Useful features include:
forever nesting,
- factions
- members
- key stats
- and goals
- and secrets
- and bases
full text notes linked to the nodes -- very good for writing out how the abilities I mentioned earlier work.
Hyperlinks, which can be used to link to wikipedia pages on say the real world place
Cross referencing
Obsidian portal
I tried it for about 4 hours before i decided it was too much work.
it is just a wiki, unless you pay for it to be more, and it doesn't look like it gets to be much more.
It doesn't feel custom designed for purpose enough.
I would say it might be better than your average wiki, but i don't think a wiki is a great too for it in the first place.
The constant waving of the paywall in your face gets annoying.
For it to be great you need player buy in. My players aren't going to start checking another website, just for my one game. I suspect you can link it to make it send people emails but facebook is better than emails (see below).
It would be cool if it was integrated with facebook, link a group and have an app crosspoiting information.
Facebook Groups:
Facebook fills a different niche, it is less information management (that it is that), and more player managment.

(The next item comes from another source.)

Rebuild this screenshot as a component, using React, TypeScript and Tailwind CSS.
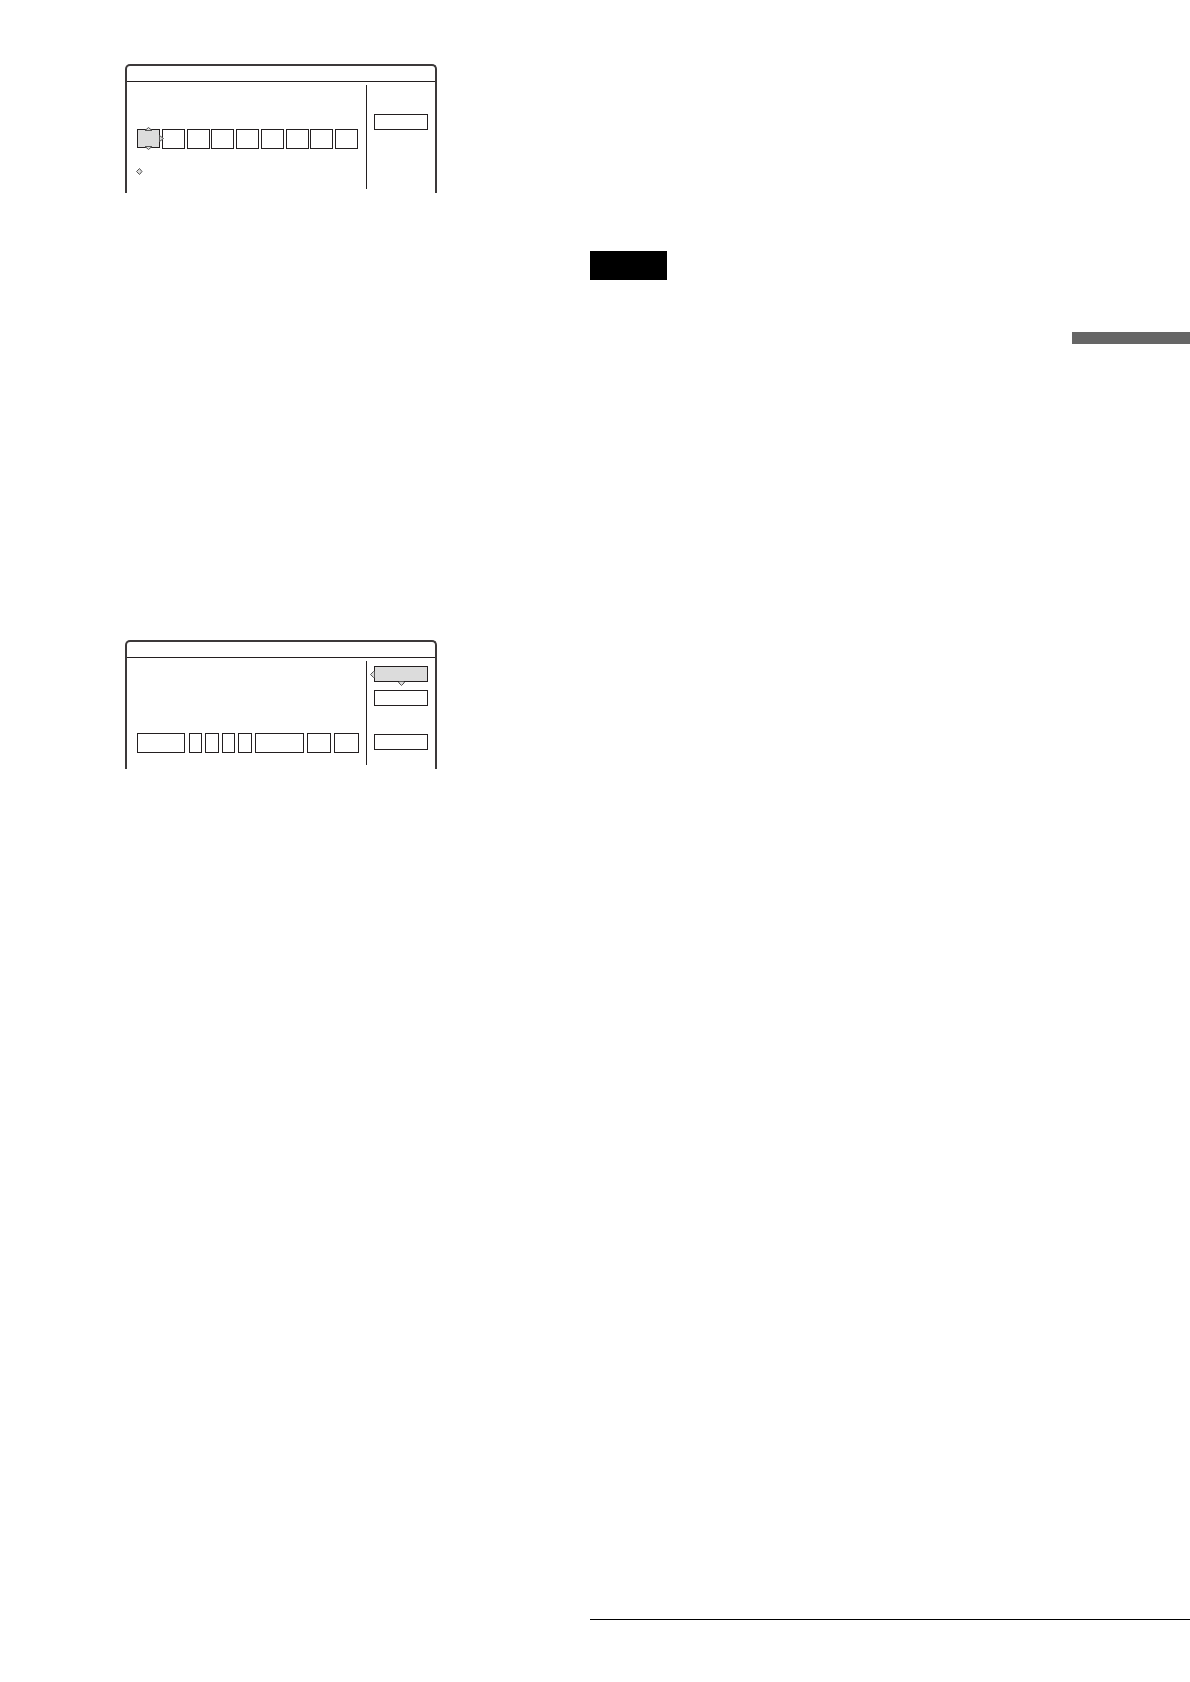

But some campaign notes go on it.
Ones you want to distribute to all the players.
- player can discuss plans
- You can have a doc for XP, and one for houserules/clarifications
- Events can remind people when it will be on
- people can tell you they will be late
- all the information
- it is also timestamped
- is permanent (no more losing emailsted),
- it is all together
- it naturally sorts more recently updated things to the top
- most people check facebook more often than they do email
I have a facebook group for every campaign i run these days.
and normally an event or at least a group chat for oneshots
Biggest downside is some people don't do it. and if 1 person doesn't do it, it is barely worth doing at all. Since now you have to communicate everything twice.